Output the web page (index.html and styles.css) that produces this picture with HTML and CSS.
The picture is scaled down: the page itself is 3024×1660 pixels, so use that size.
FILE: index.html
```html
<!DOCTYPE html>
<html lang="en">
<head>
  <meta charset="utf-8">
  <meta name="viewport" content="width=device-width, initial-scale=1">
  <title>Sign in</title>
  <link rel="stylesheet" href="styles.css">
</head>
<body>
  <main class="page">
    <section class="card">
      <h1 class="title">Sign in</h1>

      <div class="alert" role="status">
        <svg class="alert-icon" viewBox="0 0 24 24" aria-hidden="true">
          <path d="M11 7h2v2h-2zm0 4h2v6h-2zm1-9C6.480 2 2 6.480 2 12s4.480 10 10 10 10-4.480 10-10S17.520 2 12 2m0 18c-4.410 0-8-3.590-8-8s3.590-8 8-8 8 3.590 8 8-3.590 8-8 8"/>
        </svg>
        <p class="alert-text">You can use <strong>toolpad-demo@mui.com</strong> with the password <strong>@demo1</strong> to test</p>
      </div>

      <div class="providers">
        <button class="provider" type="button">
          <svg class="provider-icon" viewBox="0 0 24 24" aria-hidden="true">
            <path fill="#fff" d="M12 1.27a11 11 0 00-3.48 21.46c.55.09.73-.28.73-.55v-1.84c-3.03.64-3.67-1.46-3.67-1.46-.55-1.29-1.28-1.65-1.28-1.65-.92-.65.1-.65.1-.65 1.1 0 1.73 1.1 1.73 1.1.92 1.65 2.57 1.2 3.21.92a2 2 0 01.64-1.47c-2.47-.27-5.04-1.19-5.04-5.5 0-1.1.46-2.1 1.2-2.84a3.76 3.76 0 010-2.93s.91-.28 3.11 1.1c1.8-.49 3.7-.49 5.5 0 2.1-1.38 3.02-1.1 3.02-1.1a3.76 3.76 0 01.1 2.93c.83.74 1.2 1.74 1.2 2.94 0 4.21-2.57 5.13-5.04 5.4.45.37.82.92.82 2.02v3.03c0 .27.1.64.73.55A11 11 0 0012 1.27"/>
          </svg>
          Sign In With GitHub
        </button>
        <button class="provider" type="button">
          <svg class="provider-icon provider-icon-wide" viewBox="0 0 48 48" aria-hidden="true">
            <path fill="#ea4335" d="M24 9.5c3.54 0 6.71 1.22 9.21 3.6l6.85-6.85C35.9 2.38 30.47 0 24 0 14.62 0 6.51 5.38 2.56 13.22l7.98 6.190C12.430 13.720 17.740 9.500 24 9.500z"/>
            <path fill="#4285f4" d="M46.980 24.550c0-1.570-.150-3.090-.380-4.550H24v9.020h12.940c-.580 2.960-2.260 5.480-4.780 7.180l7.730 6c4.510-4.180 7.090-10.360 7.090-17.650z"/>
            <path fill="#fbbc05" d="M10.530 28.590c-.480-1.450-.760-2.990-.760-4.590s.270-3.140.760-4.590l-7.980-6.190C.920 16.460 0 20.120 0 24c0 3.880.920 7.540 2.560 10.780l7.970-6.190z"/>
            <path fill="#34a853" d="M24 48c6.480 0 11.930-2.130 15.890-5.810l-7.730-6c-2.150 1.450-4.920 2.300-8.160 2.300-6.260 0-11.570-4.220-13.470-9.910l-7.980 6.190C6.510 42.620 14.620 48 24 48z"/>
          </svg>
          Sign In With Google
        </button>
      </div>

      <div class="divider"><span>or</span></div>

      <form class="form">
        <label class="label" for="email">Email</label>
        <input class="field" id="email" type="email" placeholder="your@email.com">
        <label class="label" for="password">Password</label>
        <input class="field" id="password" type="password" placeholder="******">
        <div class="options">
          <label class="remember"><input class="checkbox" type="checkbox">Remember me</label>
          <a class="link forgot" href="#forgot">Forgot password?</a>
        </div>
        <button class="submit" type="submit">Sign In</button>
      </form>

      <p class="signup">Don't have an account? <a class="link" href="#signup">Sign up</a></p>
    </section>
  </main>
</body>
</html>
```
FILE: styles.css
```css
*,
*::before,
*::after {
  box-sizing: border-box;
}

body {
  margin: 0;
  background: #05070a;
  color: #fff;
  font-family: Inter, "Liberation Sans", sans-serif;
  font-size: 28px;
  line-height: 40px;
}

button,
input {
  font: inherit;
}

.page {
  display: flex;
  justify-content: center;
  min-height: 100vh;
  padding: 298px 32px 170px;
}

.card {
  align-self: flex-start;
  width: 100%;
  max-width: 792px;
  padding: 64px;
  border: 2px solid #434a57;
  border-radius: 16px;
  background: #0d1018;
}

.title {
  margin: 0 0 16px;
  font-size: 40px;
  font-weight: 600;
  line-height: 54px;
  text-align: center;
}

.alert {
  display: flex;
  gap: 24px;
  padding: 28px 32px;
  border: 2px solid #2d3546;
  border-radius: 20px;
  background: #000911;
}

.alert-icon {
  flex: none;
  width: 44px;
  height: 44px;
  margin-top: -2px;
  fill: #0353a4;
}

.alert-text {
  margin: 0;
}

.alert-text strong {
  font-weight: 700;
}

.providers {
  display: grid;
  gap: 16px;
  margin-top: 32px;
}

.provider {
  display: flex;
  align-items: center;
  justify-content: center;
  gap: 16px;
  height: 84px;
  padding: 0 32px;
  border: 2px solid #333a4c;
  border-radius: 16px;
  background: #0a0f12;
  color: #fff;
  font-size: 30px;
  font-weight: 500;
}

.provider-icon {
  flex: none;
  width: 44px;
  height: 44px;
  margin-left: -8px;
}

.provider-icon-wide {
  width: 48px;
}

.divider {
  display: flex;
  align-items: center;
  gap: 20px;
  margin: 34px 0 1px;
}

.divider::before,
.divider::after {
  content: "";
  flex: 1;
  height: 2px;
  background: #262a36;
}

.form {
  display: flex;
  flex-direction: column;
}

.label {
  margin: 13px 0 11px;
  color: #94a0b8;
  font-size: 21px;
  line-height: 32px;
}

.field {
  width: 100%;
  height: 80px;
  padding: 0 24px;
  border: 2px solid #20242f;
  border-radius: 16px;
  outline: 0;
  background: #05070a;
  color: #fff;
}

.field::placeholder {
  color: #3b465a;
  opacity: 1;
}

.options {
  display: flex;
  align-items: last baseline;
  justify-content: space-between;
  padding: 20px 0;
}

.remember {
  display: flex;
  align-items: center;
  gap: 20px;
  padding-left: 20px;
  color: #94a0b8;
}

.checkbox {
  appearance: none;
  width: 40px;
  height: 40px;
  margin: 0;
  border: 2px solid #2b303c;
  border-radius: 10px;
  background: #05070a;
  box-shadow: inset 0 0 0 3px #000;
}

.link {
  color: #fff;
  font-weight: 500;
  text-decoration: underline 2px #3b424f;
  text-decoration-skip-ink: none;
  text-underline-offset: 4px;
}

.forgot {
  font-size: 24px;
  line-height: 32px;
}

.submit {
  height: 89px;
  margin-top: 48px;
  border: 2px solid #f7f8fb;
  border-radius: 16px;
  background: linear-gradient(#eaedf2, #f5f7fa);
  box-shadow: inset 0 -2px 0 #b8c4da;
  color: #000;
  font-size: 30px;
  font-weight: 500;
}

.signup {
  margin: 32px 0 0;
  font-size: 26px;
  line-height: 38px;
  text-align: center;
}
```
^^^^
Prompt: Retype the material in full. Each word must match.

Output:
Output the web page (index.html and styles.css) that produces this picture with HTML and CSS.
The picture is scaled down: the page itself is 3024×1660 pixels, so use that size.
FILE: index.html
```html
<!DOCTYPE html>
<html lang="en">
<head>
  <meta charset="utf-8">
  <meta name="viewport" content="width=device-width, initial-scale=1">
  <title>Sign in</title>
  <link rel="stylesheet" href="styles.css">
</head>
<body>
  <main class="page">
    <section class="card">
      <h1 class="title">Sign in</h1>

      <div class="alert" role="status">
        <svg class="alert-icon" viewBox="0 0 24 24" aria-hidden="true">
          <path d="M11 7h2v2h-2zm0 4h2v6h-2zm1-9C6.480 2 2 6.480 2 12s4.480 10 10 10 10-4.480 10-10S17.520 2 12 2m0 18c-4.410 0-8-3.590-8-8s3.590-8 8-8 8 3.590 8 8-3.590 8-8 8"/>
        </svg>
        <p class="alert-text">You can use <strong>toolpad-demo@mui.com</strong> with the password <strong>@demo1</strong> to test</p>
      </div>

      <div class="providers">
        <button class="provider" type="button">
          <svg class="provider-icon" viewBox="0 0 24 24" aria-hidden="true">
            <path fill="#fff" d="M12 1.27a11 11 0 00-3.48 21.46c.55.09.73-.28.73-.55v-1.84c-3.03.64-3.67-1.46-3.67-1.46-.55-1.29-1.28-1.65-1.28-1.65-.92-.65.1-.65.1-.65 1.1 0 1.73 1.1 1.73 1.1.92 1.65 2.57 1.2 3.21.92a2 2 0 01.64-1.47c-2.47-.27-5.04-1.19-5.04-5.5 0-1.1.46-2.1 1.2-2.84a3.76 3.76 0 010-2.93s.91-.28 3.11 1.1c1.8-.49 3.7-.49 5.5 0 2.1-1.38 3.02-1.1 3.02-1.1a3.76 3.76 0 01.1 2.93c.83.74 1.2 1.74 1.2 2.94 0 4.21-2.57 5.13-5.04 5.4.45.37.82.92.82 2.02v3.03c0 .27.1.64.73.55A11 11 0 0012 1.27"/>
          </svg>
          Sign In With GitHub
        </button>
        <button class="provider" type="button">
          <svg class="provider-icon provider-icon-wide" viewBox="0 0 48 48" aria-hidden="true">
            <path fill="#ea4335" d="M24 9.5c3.54 0 6.71 1.22 9.21 3.6l6.85-6.85C35.9 2.38 30.47 0 24 0 14.62 0 6.51 5.38 2.56 13.22l7.98 6.190C12.430 13.720 17.740 9.500 24 9.500z"/>
            <path fill="#4285f4" d="M46.980 24.550c0-1.570-.150-3.090-.380-4.550H24v9.020h12.940c-.580 2.960-2.260 5.480-4.780 7.180l7.730 6c4.510-4.180 7.090-10.360 7.090-17.650z"/>
            <path fill="#fbbc05" d="M10.530 28.590c-.480-1.450-.760-2.990-.760-4.590s.270-3.140.760-4.590l-7.980-6.190C.920 16.460 0 20.120 0 24c0 3.880.920 7.540 2.560 10.780l7.970-6.190z"/>
            <path fill="#34a853" d="M24 48c6.480 0 11.930-2.130 15.890-5.810l-7.730-6c-2.150 1.450-4.920 2.300-8.160 2.300-6.260 0-11.570-4.220-13.470-9.910l-7.980 6.190C6.510 42.620 14.620 48 24 48z"/>
          </svg>
          Sign In With Google
        </button>
      </div>

      <div class="divider"><span>or</span></div>

      <form class="form">
        <label class="label" for="email">Email</label>
        <input class="field" id="email" type="email" placeholder="your@email.com">
        <label class="label" for="password">Password</label>
        <input class="field" id="password" type="password" placeholder="******">
        <div class="options">
          <label class="remember"><input class="checkbox" type="checkbox">Remember me</label>
          <a class="link forgot" href="#forgot">Forgot password?</a>
        </div>
        <button class="submit" type="submit">Sign In</button>
      </form>

      <p class="signup">Don't have an account? <a class="link" href="#signup">Sign up</a></p>
    </section>
  </main>
</body>
</html>
```
FILE: styles.css
```css
*,
*::before,
*::after {
  box-sizing: border-box;
}

body {
  margin: 0;
  background: #05070a;
  color: #fff;
  font-family: Inter, "Liberation Sans", sans-serif;
  font-size: 28px;
  line-height: 40px;
}

button,
input {
  font: inherit;
}

.page {
  display: flex;
  justify-content: center;
  min-height: 100vh;
  padding: 298px 32px 170px;
}

.card {
  align-self: flex-start;
  width: 100%;
  max-width: 792px;
  padding: 64px;
  border: 2px solid #434a57;
  border-radius: 16px;
  background: #0d1018;
}

.title {
  margin: 0 0 16px;
  font-size: 40px;
  font-weight: 600;
  line-height: 54px;
  text-align: center;
}

.alert {
  display: flex;
  gap: 24px;
  padding: 28px 32px;
  border: 2px solid #2d3546;
  border-radius: 20px;
  background: #000911;
}

.alert-icon {
  flex: none;
  width: 44px;
  height: 44px;
  margin-top: -2px;
  fill: #0353a4;
}

.alert-text {
  margin: 0;
}

.alert-text strong {
  font-weight: 700;
}

.providers {
  display: grid;
  gap: 16px;
  margin-top: 32px;
}

.provider {
  display: flex;
  align-items: center;
  justify-content: center;
  gap: 16px;
  height: 84px;
  padding: 0 32px;
  border: 2px solid #333a4c;
  border-radius: 16px;
  background: #0a0f12;
  color: #fff;
  font-size: 30px;
  font-weight: 500;
}

.provider-icon {
  flex: none;
  width: 44px;
  height: 44px;
  margin-left: -8px;
}

.provider-icon-wide {
  width: 48px;
}

.divider {
  display: flex;
  align-items: center;
  gap: 20px;
  margin: 34px 0 1px;
}

.divider::before,
.divider::after {
  content: "";
  flex: 1;
  height: 2px;
  background: #262a36;
}

.form {
  display: flex;
  flex-direction: column;
}

.label {
  margin: 13px 0 11px;
  color: #94a0b8;
  font-size: 21px;
  line-height: 32px;
}

.field {
  width: 100%;
  height: 80px;
  padding: 0 24px;
  border: 2px solid #20242f;
  border-radius: 16px;
  outline: 0;
  background: #05070a;
  color: #fff;
}

.field::placeholder {
  color: #3b465a;
  opacity: 1;
}

.options {
  display: flex;
  align-items: last baseline;
  justify-content: space-between;
  padding: 20px 0;
}

.remember {
  display: flex;
  align-items: center;
  gap: 20px;
  padding-left: 20px;
  color: #94a0b8;
}

.checkbox {
  appearance: none;
  width: 40px;
  height: 40px;
  margin: 0;
  border: 2px solid #2b303c;
  border-radius: 10px;
  background: #05070a;
  box-shadow: inset 0 0 0 3px #000;
}

.link {
  color: #fff;
  font-weight: 500;
  text-decoration: underline 2px #3b424f;
  text-decoration-skip-ink: none;
  text-underline-offset: 4px;
}

.forgot {
  font-size: 24px;
  line-height: 32px;
}

.submit {
  height: 89px;
  margin-top: 48px;
  border: 2px solid #f7f8fb;
  border-radius: 16px;
  background: linear-gradient(#eaedf2, #f5f7fa);
  box-shadow: inset 0 -2px 0 #b8c4da;
  color: #000;
  font-size: 30px;
  font-weight: 500;
}

.signup {
  margin: 32px 0 0;
  font-size: 26px;
  line-height: 38px;
  text-align: center;
}
```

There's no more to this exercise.